A situação descrita até agora nesse texto define
panoramicamente o caos em que a humanidade está afundando enquanto não se
articula um esforço comum para o desenvolvimento da prática efetiva da
solidariedade entre os homens.
É oportuno salientar,
porém, que não obstante a crise socioeconômica em que estamos mergulhados, há sinais
evidentes do ganho cultural de uma consciência cada vez maior de que a
orientação solidária do comportamento
humano é a única saída para a sobrevivência da espécie. Como decorrência desta
conscientização, crescem o apelo à empatia, à prática responsável do interesse
recíproco entre os homens, e à força do chamamento à luta contra os crimes
ecológicos. Há um entendimento cada
vez mais amplo da necessidade de salvar a Natureza e incentivar a prática da
solidariedade para salvaguardar o futuro da espécie humana.
Everaldo Lopes
[1]
Entendida como relação de responsabilidade entre pessoas unidas por interesses
comuns em prol da comunidade humana universal, de maneira que cada
elemento do grupo se sinta na
obrigação moral de apoiar o(s) outro(s), numa dependência recíproca.
[2]
O capital gerando renda desvinculada à produção de bens materiais ou serviços.
[3]
Políticos partidários militantes ávidos de votos, mas nem sempre comprometidos
com a coisa pública, e eleitores despreparados para exercer a cidadania.

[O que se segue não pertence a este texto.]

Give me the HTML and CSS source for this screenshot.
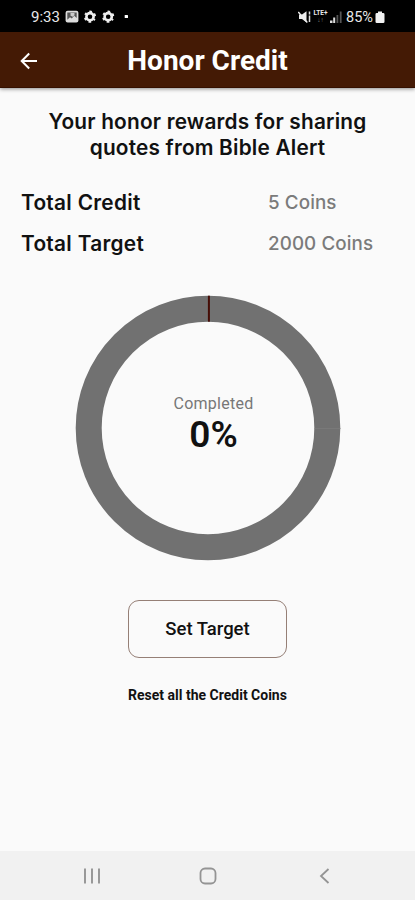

[4] Dominação da classe capitalista, detentora dos
meios de produção, circulação e distribuição de riquezas, sobre a massa
proletária, mediante um sistema político e jurídico que assegura àquela
classe o controle social e econômico.
|
(Aurélio)
[5]
Linguista,
filósofo,
cientista cognitivo, comentarista e ativista político norte-americano,
um dos representantes mais importantes dos pensadores modernos.